→ **Data provided**

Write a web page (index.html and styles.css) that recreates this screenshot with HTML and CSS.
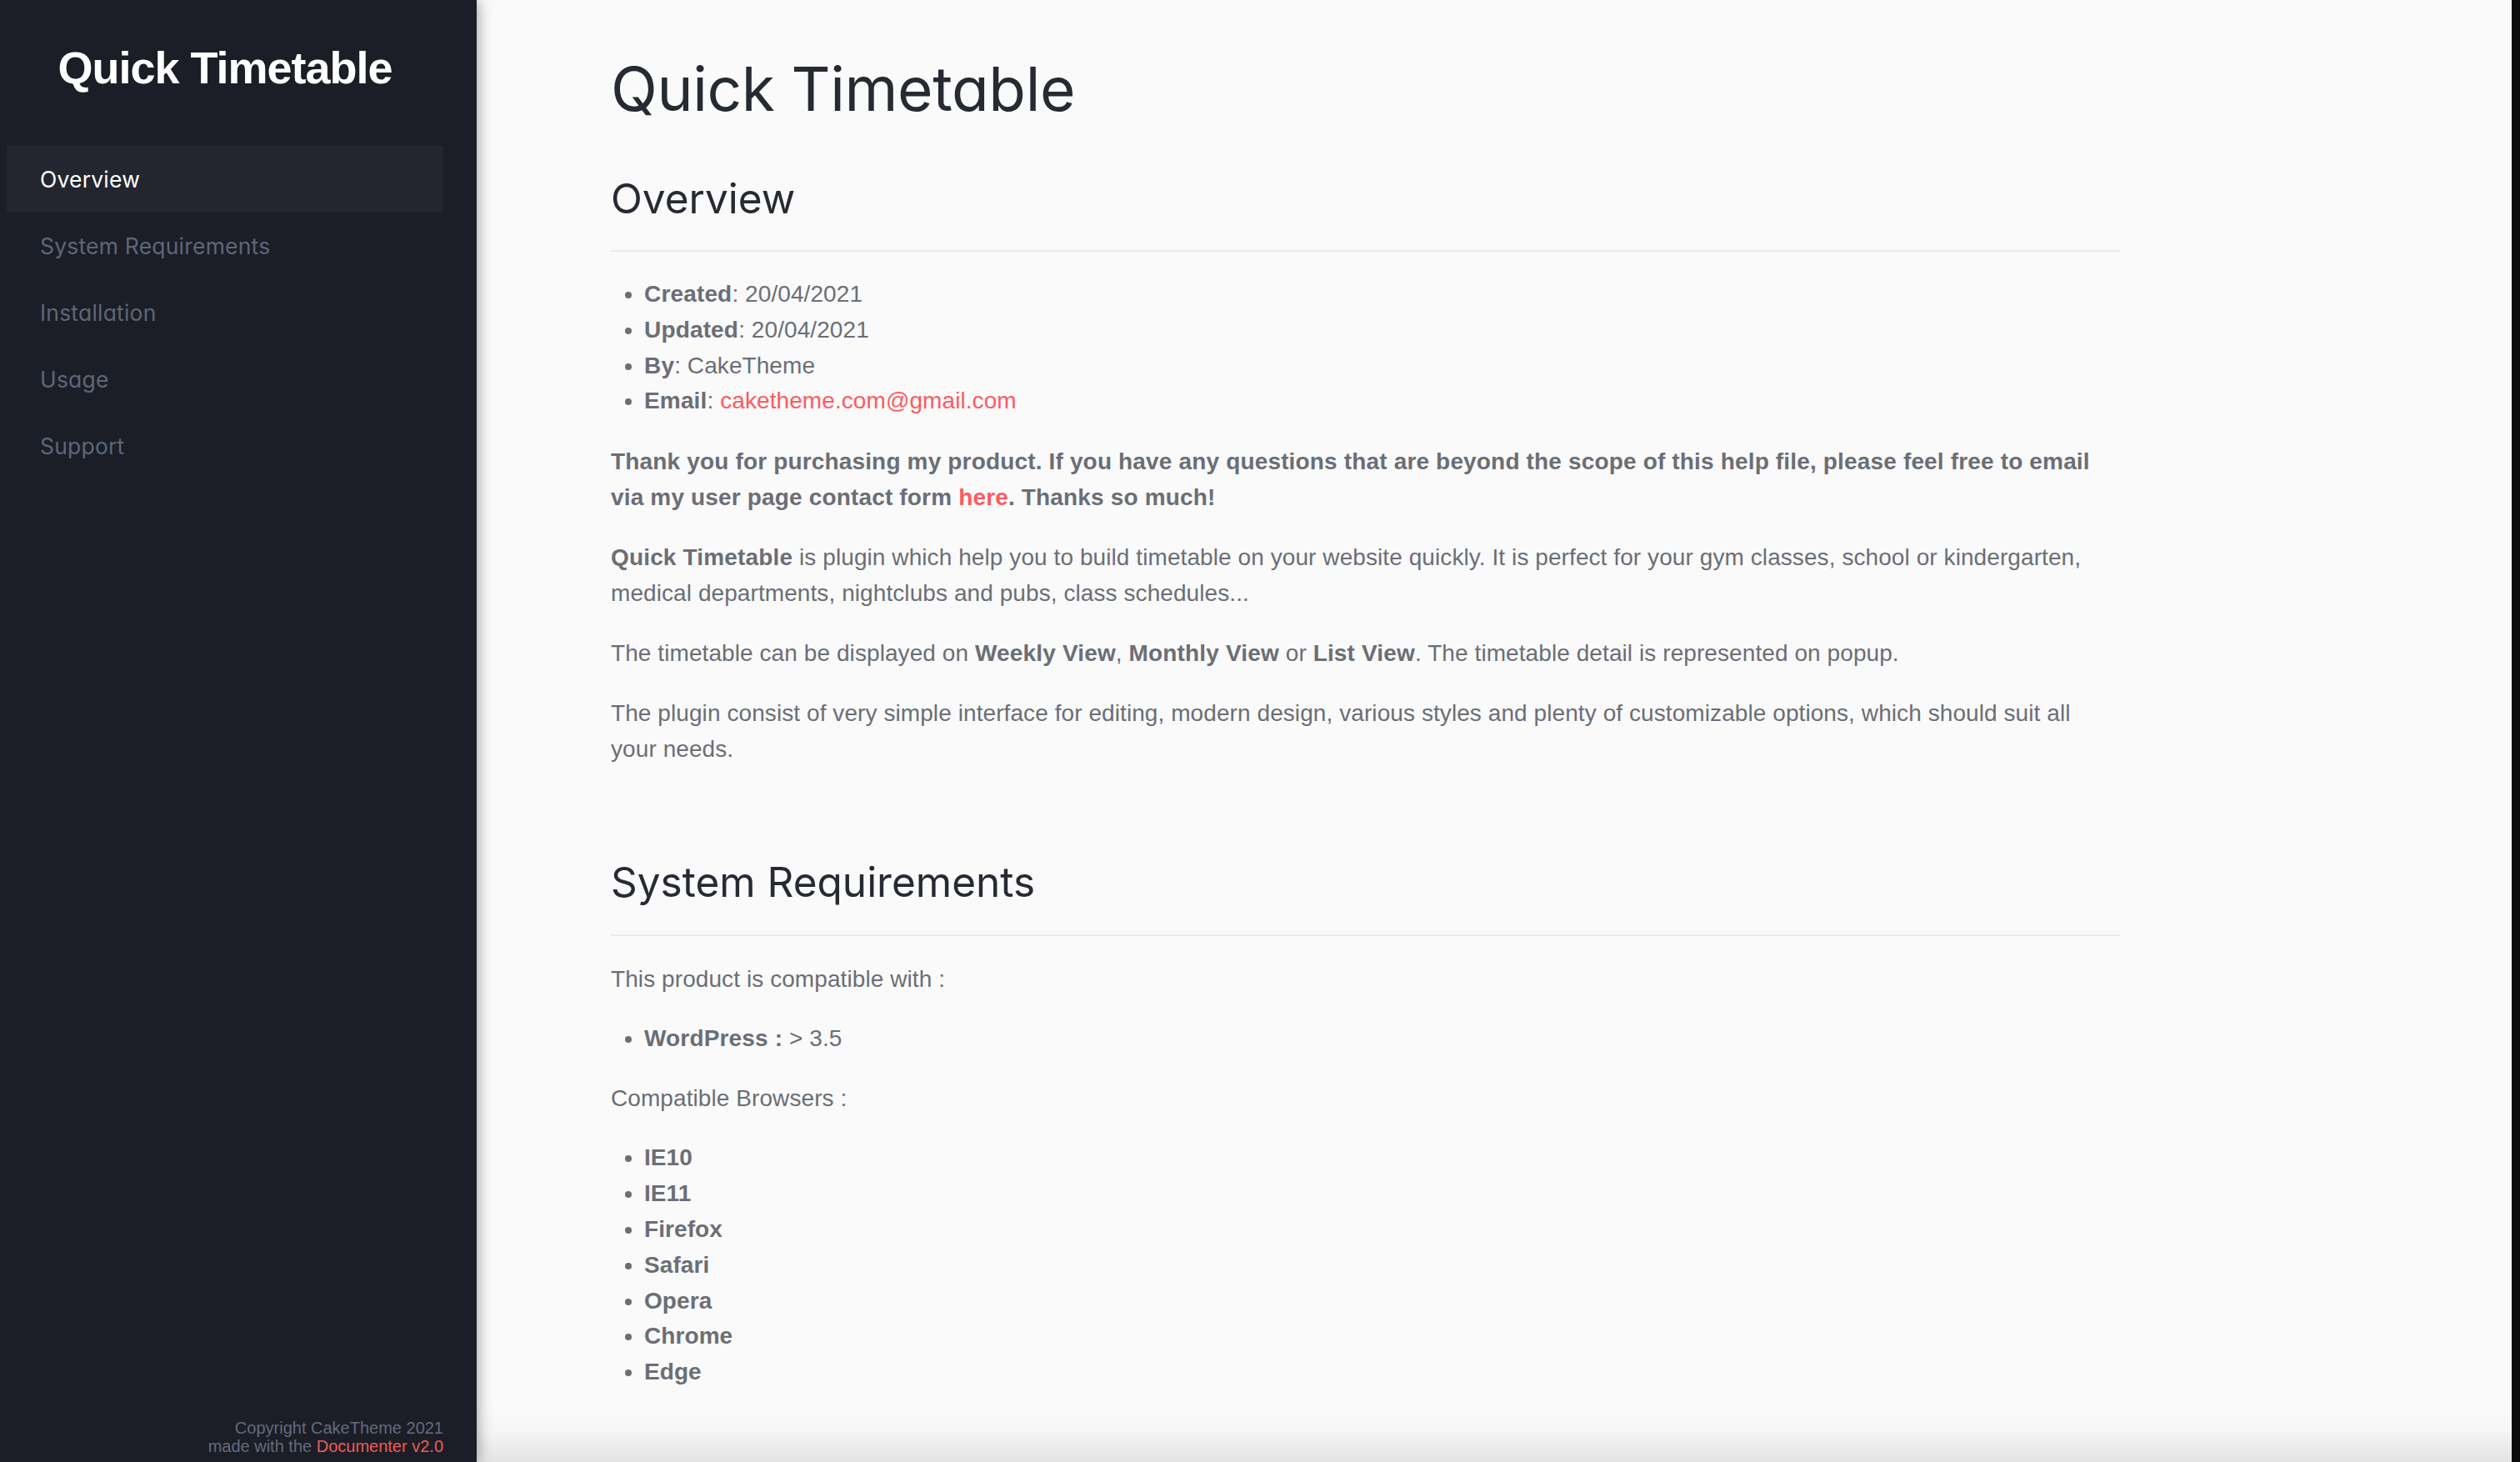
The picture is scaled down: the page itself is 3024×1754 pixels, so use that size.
FILE: index.html
```html
<!DOCTYPE html>
<html lang="en">
<head>
<meta charset="utf-8">
<title>Quick Timetable - Documentation</title>
<link rel="stylesheet" href="styles.css">
</head>
<body>
<div class="app">
  <aside class="sidebar">
    <div class="brand">Quick Timetable</div>
    <nav class="nav">
      <a class="nav-link active" href="#overview">Overview</a>
      <a class="nav-link" href="#requirements">System Requirements</a>
      <a class="nav-link" href="#installation">Installation</a>
      <a class="nav-link" href="#usage">Usage</a>
      <a class="nav-link" href="#support">Support</a>
    </nav>
    <div class="copyright">
      Copyright CakeTheme 2021<br>
      made with the <a href="#">Documenter v2.0</a>
    </div>
  </aside>
  <main class="main">
    <div class="content">
      <h1 class="title">Quick Timetable</h1>
      <section class="section" id="overview">
        <h2 class="section-title">Overview</h2>
        <ul class="list">
          <li><strong>Created</strong>: 20/04/2021</li>
          <li><strong>Updated</strong>: 20/04/2021</li>
          <li><strong>By</strong>: CakeTheme</li>
          <li><strong>Email</strong>: <a class="link" href="#">caketheme.com@gmail.com</a></li>
        </ul>
        <p class="text text-strong">Thank you for purchasing my product. If you have any questions that are beyond the scope of this help file, please feel free to email via my user page contact form <a class="link" href="#">here</a>. Thanks so much!</p>
        <p class="text"><strong>Quick Timetable</strong> is plugin which help you to build timetable on your website quickly. It is perfect for your gym classes, school or kindergarten, medical departments, nightclubs and pubs, class schedules...</p>
        <p class="text">The timetable can be displayed on <strong>Weekly View</strong>, <strong>Monthly View</strong> or <strong>List View</strong>. The timetable detail is represented on popup.</p>
        <p class="text">The plugin consist of very simple interface for editing, modern design, various styles and plenty of customizable options, which should suit all your needs.</p>
      </section>
      <section class="section" id="requirements">
        <h2 class="section-title">System Requirements</h2>
        <p class="text">This product is compatible with :</p>
        <ul class="list">
          <li><strong>WordPress :</strong> &gt; 3.5</li>
        </ul>
        <p class="text">Compatible Browsers :</p>
        <ul class="list list-bold">
          <li>IE10</li>
          <li>IE11</li>
          <li>Firefox</li>
          <li>Safari</li>
          <li>Opera</li>
          <li>Chrome</li>
          <li>Edge</li>
        </ul>
      </section>
    </div>
    <div class="bottom-fade"></div>
  </main>
  <div class="edge"></div>
</div>
</body>
</html>
```

FILE: styles.css
```css
html, body {
  margin: 0;
  padding: 0;
  height: 100%;
}

body {
  background: #fafafa;
  font-family: "Liberation Sans", Arial, sans-serif;
  overflow: hidden;
}

.app {
  display: flex;
  height: 1754px;
}

.sidebar {
  width: 572px;
  flex: 0 0 572px;
  box-sizing: border-box;
  padding: 54px 40px 8px 8px;
  background: #1b1e26;
  display: flex;
  flex-direction: column;
  box-shadow: 2px 0 16px rgba(0, 0, 0, 0.35);
  position: relative;
  z-index: 2;
}

.brand {
  color: #ffffff;
  font-family: "Liberation Sans", Arial, sans-serif;
  font-weight: 700;
  font-size: 54px;
  line-height: 54px;
  letter-spacing: -1px;
  text-align: center;
}

.nav {
  margin-top: 67px;
  display: flex;
  flex-direction: column;
}

.nav-link {
  display: block;
  height: 80px;
  line-height: 80px;
  padding-left: 40px;
  font-family: "Inter", "Noto Sans", sans-serif;
  font-feature-settings: "cv11" 1;
  font-size: 26.5px;
  color: #5e6679;
  text-decoration: none;
  letter-spacing: 0.2px;
}

.nav-link.active {
  background: #23262e;
  color: #ffffff;
}

.copyright {
  margin-top: auto;
  text-align: right;
  font-size: 20px;
  line-height: 22px;
  color: #636b7e;
}

.copyright a {
  color: #f05a5a;
  text-decoration: none;
}

.main {
  flex: 1 1 auto;
  position: relative;
  overflow: hidden;
  background: #fafafa;
}

.content {
  width: 1811px;
  padding: 63px 0 0 161px;
}

.title {
  margin: 0;
  font-family: "Inter", "Noto Sans", sans-serif;
  font-feature-settings: "cv11" 1;
  font-weight: 400;
  font-size: 73px;
  line-height: 1.2;
  color: #262a32;
  letter-spacing: -0.4px;
}

.section {
  margin-top: 58px;
}

.section + .section {
  margin-top: 109px;
}

.section-title {
  margin: 0 0 30px;
  padding-bottom: 32px;
  border-bottom: 2px solid #ebebeb;
  font-family: "Inter", "Noto Sans", sans-serif;
  font-feature-settings: "cv11" 1;
  font-weight: 400;
  font-size: 49.5px;
  line-height: 1.2;
  color: #262a32;
}

.text,
.list {
  margin: 0 0 29px;
  font-size: 28px;
  line-height: 43px;
  color: #6b6e76;
  letter-spacing: 0.08px;
}

.text-strong {
  font-weight: 700;
  letter-spacing: 0.16px;
}

.list {
  padding-left: 40px;
}

.list li {
  line-height: 42.8px;
}

.list-bold li {
  font-weight: 700;
}

strong {
  font-weight: 700;
  letter-spacing: 0.16px;
}

.link {
  color: #ff5a5f;
  text-decoration: none;
}

.bottom-fade {
  position: absolute;
  left: 0;
  right: 0;
  bottom: 0;
  height: 70px;
  background: linear-gradient(to bottom, rgba(0, 0, 0, 0) 0%, rgba(0, 0, 0, 0.015) 45%, rgba(0, 0, 0, 0.09) 100%);
  pointer-events: none;
}

.edge {
  flex: 0 0 10px;
  width: 10px;
  background: #0c0c0c;
}
```
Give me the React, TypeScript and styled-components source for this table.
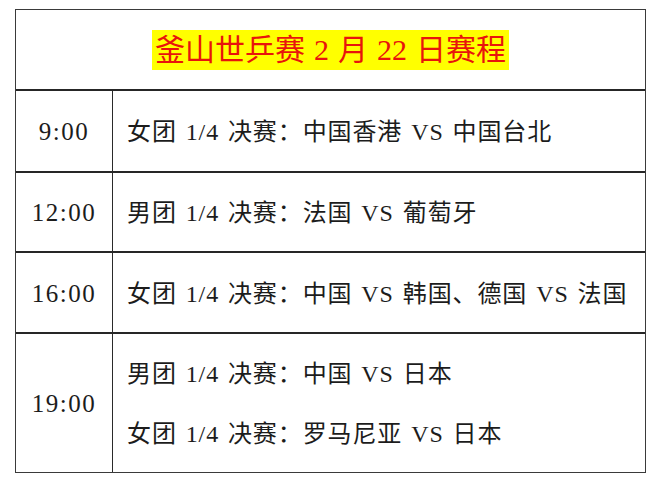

→ **What needs to be done**
All lines holding the word "page" should be picked out and copied.

→ **Exercise output**
Write a web page (index.html and styles.css) that recreates this screenshot with HTML and CSS.
The picture is scaled down: the page itself is 3024×1754 pixels, so use that size.
        <p class="text text-strong">Thank you for purchasing my product. If you have any questions that are beyond the scope of this help file, please feel free to email via my user page contact form <a class="link" href="#">here</a>. Thanks so much!</p>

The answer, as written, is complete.